ツイッターでは「クィア・ベイティング」を「当事者以外がゲイを演じる問題」と混同しているような語りが見受けられました。この二つには共通点もありますが、コンセプトとしては別物です。

クィア・ベイティング」は表現の問題であり、具体的な被害者は一見いないように見えます。問われるのは、表現の中身や質です。クィア・ベイティングが問題になるとき、多くの場合、そこには過度に誘惑的でセクシーなレズビアンやバイセクシュアルっぽいなにかが描かれています。男性だったら、半裸でムキムキなイメージでしょうか。またクィア・ベイティングでほのめかされるクィア性はあくまで「一時的な気の迷い」や「一晩の実験」的なものが多く、リアルなクィアの生活が反映されているわけではありません。アリアナ・グランデのビデオもそうですが、最後に「男を誘惑しているように見えたアリアナがキスしたのは女の子だった!」って非常に手垢のついた「ひとひねり」ですよね。自分のセクシュアリティが表される時に、常に、そういう「質の低い」表象が蔓延している状態というのは当事者にとってはかなりキツいものです。なので、クィア・ベイティングは、「LGBTコミュニティに対して有害だ」と批判されるのです。

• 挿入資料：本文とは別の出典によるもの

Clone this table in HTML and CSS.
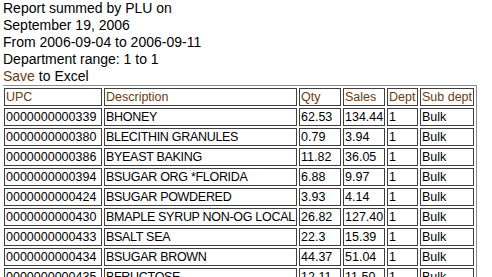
FILE: index.html
```html
<!DOCTYPE html>
<html>
<head>
<meta charset="utf-8">
<link rel="stylesheet" href="styles.css">
</head>
<body>
<div class="intro">
Report summed by PLU on<br>
September 19, 2006<br>
From 2006-09-04 to 2006-09-11<br>
Department range: 1 to 1<br>
<a class="link" href="#">Save</a> to Excel
</div>
<table class="report">
<thead>
<tr><th class="c-upc">UPC</th><th class="c-desc">Description</th><th class="c-qty">Qty</th><th class="c-sales">Sales</th><th class="c-dept">Dept</th><th class="c-sub">Sub dept</th></tr>
</thead>
<tbody>
<tr><td>0000000000339</td><td>BHONEY</td><td>62.53</td><td>134.44</td><td>1</td><td>Bulk</td></tr>
<tr><td>0000000000380</td><td>BLECITHIN GRANULES</td><td>0.79</td><td>3.94</td><td>1</td><td>Bulk</td></tr>
<tr><td>0000000000386</td><td>BYEAST BAKING</td><td>11.82</td><td>36.05</td><td>1</td><td>Bulk</td></tr>
<tr><td>0000000000394</td><td>BSUGAR ORG *FLORIDA</td><td>6.88</td><td>9.97</td><td>1</td><td>Bulk</td></tr>
<tr><td>0000000000424</td><td>BSUGAR POWDERED</td><td>3.93</td><td>4.14</td><td>1</td><td>Bulk</td></tr>
<tr><td>0000000000430</td><td>BMAPLE SYRUP NON-OG LOCAL</td><td>26.82</td><td>127.40</td><td>1</td><td>Bulk</td></tr>
<tr><td>0000000000433</td><td>BSALT SEA</td><td>22.3</td><td>15.39</td><td>1</td><td>Bulk</td></tr>
<tr><td>0000000000434</td><td>BSUGAR BROWN</td><td>44.37</td><td>51.04</td><td>1</td><td>Bulk</td></tr>
<tr><td>0000000000435</td><td>BFRUCTOSE</td><td>12.11</td><td>11.50</td><td>1</td><td>Bulk</td></tr>
</tbody>
</table>
</body>
</html>
```
FILE: styles.css
```css
html, body {
  background: #ffffff;
}
body {
  margin: 0 0 0 3px;
  font-family: "Liberation Sans", Arial, sans-serif;
  color: #000;
}
.intro {
  font-size: 14px;
  line-height: 17px;
}
.link {
  color: #6b3a0c;
  text-decoration: none;
}
.report {
  margin-left: -2px;
  border-collapse: separate;
  border-spacing: 2px;
  border: 1px solid #8a8a8a;
  table-layout: fixed;
  width: 476px;
  font-size: 12.5px;
  line-height: 16px;
}
.report th,
.report td {
  border: 1px solid #3f3f3f;
  padding: 0 1px;
  text-align: left;
  font-weight: normal;
  white-space: nowrap;
  overflow: visible;
  height: 16px;
}
.report td:nth-child(2) {
  letter-spacing: -0.3px;
}
.report th {
  color: #6b3a0c;
}
.c-upc { width: 94px; }
.c-desc { width: 189px; }
.c-qty { width: 38px; }
.c-sales { width: 38px; }
.c-dept { width: 27px; }
.c-sub { width: 50px; }
```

このように表現の内容が問われる「クィア・ベイティング」に対して、「当事者以外がゲイを演じる問題」は作品がどんなに上質で素晴らしくても問題が残ります。そういう意味では「ホワイト・ウォッシング」と似ています。例えば、以前スカーレット・ヨハンソンがトランスジェンダー男性役にキャストされて炎上しましたが、仮にそこでできた映画がどんなに素晴らしくても、スカーレット・ヨハンソンをキャストした行為が批判されなくなるわけではない、ということです。作品自体が素晴らしくても、クィアなキャラクターをストレートの役者が演じることで、具体的に活躍の場を奪われてしまたマイノリティが存在するからです。つまり、こちらは「マイノリティの役者やアーティストの労働問題」の意味あいが強いのです。

アリアナ・グランデと「文化の盗用」

さて、アリアナ・グランデはこれらの批判をきちんと受け取ることができるんでしょうかね?

個人的には彼女の「七輪タトゥー」への対応を見ていると、あやしいもんだなと思います。想像ですが「私はLGBTファミリーを愛している」とか「私の弟はゲイで〜」とか言い訳をするのではないでしょうかね。

七輪タトゥーをアリアナ・グランデが入れた時、実はわたし自身は「別にいいんじゃん」と思っていました。文化の盗用とは別に思わなかったのです。でもまあ「七輪って、意味違うし、誰かに聞かなかったのかな?」とは思いました。でも、その後、批判された彼女が「日本語の先生に相談してちょっとマシになった→七輪指♡」になってたりとか、アリアナを擁護するファンが「本当はアリアナは日本が好きで、日本語もずっと学んでて…」とかアリアナが「私は漢字が読めない」とか「文化の盗用と感謝は違う」とかツイッター連投したしたあたりで「うぜえぇええ」と思ったんですよ。

確かに漢字は難しいし、日本語を習い始めたばかりの人が読めないのもしかたないですよ。うっかり間違えたタトゥー入れちゃうのもありだと思います。

でも、本当に日本が好きで、日本文化を尊重しているというならば「やらかした」後に、ちゃんと自分の無知を認めて、きちんと調べて正しい日本語に治そうとするんじゃないのかな?と思ったんですよ。でも「七輪指♡」って……。本当に日本語や日本文化ぎ好きな人が、日本語の先生に相談したとは思えませんでした。そして、「日本が好きだったけど、もうサイトから日本語は消した」とか……。いや、あなたが批判されてるの、そこじゃないじゃん?文化の盗用どころか、本人が主張している文化のappreciationすらできていないじゃん?と思ったわけです。

なので、そんなアリアナ・グランデが、今回のミュージックビデオに向けられたクィア・ベイティングとの批判を理解できるとは思えないんですよね。多分彼女は、感情的に反発してしまうだろうし、下手したら「ゲイの皆のことが好きだったのに、批判されるから、もうレインボーは消した」とか言い出しかねないなと。

ま、アリアナも去年後半から恋人と別れたり、元カノが亡くなったり、グラミー授賞式をめぐるゴタゴタだの、結構精神的に参っていると思うし、好きな曲もあるので、あんまりバッシングはしたくないのですが、どうしても「なんだかな」と思うことが続いたので、書いてみました。